As an undergraduate at Holy Cross, Shriver played competitive rugby and spent a junior semester abroad in London, England. He was college roommates with future Catholic prelate William Draper Byrne, who became a close friend. During his senior year at Holy Cross, he wrote a thesis on Lyndon B. Johnson under John Anderson, the mayor of Worcester, and attended a silent retreat with Jesuit priests which he later described as "one of the most peaceful, rewarding, and enriching events of my life". He graduated from Holy Cross with a Bachelor of Arts in history in 1986. In 1993, he earned a Master of Public Administration (M.P.A.) from Harvard University.
==Career==
From 1989 to 1994, he was a member of the Maryland Juvenile Justice Advisory Council. Starting in 1991, he also served on the board of directors of the Public Justice Center. From 1991 to 1992, he served on the Maryland Governor's Task Force on Alternative Sanctions to Incarceration. From 1994 to 1995, he served on the Maryland Governor's Commission on Service.

In 1994, he was elected to the Maryland House of Delegates, the lower house of the Maryland state legislature, representing Montgomery County, Maryland, District 15, and was reelected in 1998. He did not seek reelection in 2002 and was succeeded in that post by Brian Feldman.

In addition to serving as a delegate, he worked on the Task Force on the Maryland Prepaid-Tuition Savings Program in 1996, and on the Task Force to Study the Governance, Coordination, and Funding of the University System of Maryland from 1998 to 1999. He was a Founder and Executive Director of The Choice Program, an at-risk youth intervention project of the Shriver Center at University of Maryland, Baltimore County established in 1987. He then served on the Advisory Board on After-School Opportunity Programs from 1999 to 2003. From 2000 to 2001, he served on the Judith P. Hoyer Blue Ribbon Commission on Early Child Care and Education.

In 2002, he ran for U.S. Representative from the 8th Congressional District of Maryland, but was defeated in the Democratic primary by Chris Van Hollen. Van Hollen received 43.5% of the vote to Shriver's 40.6%.

Shriver joined Save the Children in 2003, serving as Senior Vice President for U.S. Programs until 2013. In that capacity, he created and oversaw the agency's early childhood education, literacy, health, and emergency preparedness and response programs in the United States.

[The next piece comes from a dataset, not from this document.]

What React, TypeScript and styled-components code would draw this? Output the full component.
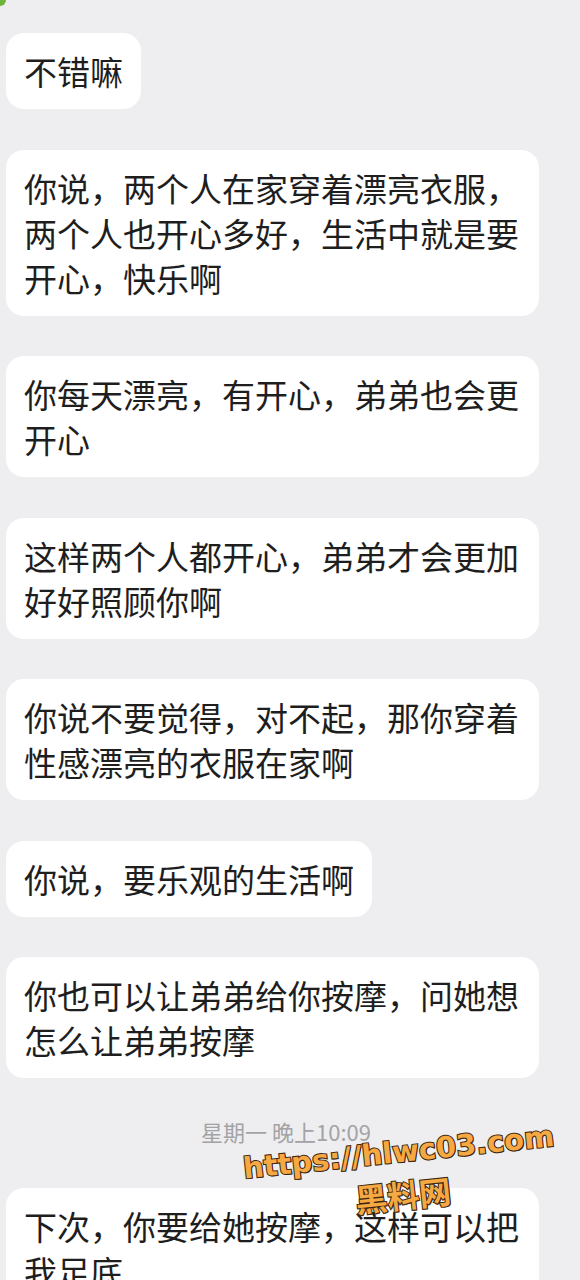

As president of Save the Children Action Network, he is working to build bipartisan political will to increase access to early-childhood education in the United States and to end preventable deaths of mothers and children around the world. Shriver told The Washington Post in 2016: "We're actually engaged in elections, and we're trying to support candidates who are good on [kids'] issues. And we're going to try and defeat those who aren't. So we want to be the NRA for kids. We want to be a movement, but we want to have political juice as well."

In 2021, Shriver became the President of Don Bosco Cristo Rey High School. He is the school's first lay president.

==Personal life==
On June 26, 1992, Shriver married Jeanne Ripp (born 1965), a former classmate at the College of the Holy Cross. Shriver resides in Bethesda, Maryland, with his wife Jeanne and their three children: Mary Elizabeth “Molly” Shriver (b. 1998), Thomas “Tommy” Kennedy Shriver (b. 1999), and Emma Rose Shriver (b. 2005).

Mark Shriver has written a memoir about his father, A Good Man: Rediscovering My Father, Sargent Shriver. In 2013, Shriver won a Christopher Award for the book. In 2016, he wrote a second book, Pilgrimage: My Search for the Real Pope Francis.

==Awards and honors==
- Honorary Doctorate, La Roche College, 2016.
- Honorary Doctorate, Seattle University, 2015.
- Honorary Doctorate, Wheelock College, 2013.
- Honorary Doctorate, College of the Holy Cross, 2010.
- Honorary Doctorate, Loyola College in Maryland, 1994.
- Legislative Sponsor Award, Maryland Children's Action Network, 1999, 2000, 2001.
- Environmental Leadership Award, Maryland League of Conservation Voters, 1999, 2000, 2001.
- Leadership Award, Maryland Alliance of Boys and Girls Clubs, 2001.
- Award of Excellence, Mothers Against Drunk Driving, 2002.
- Outstanding Legislative Leadership Award, The Arc of Maryland, 2002.
- Father of the Year Award, Mother's Day/Father's Day Council, 2008.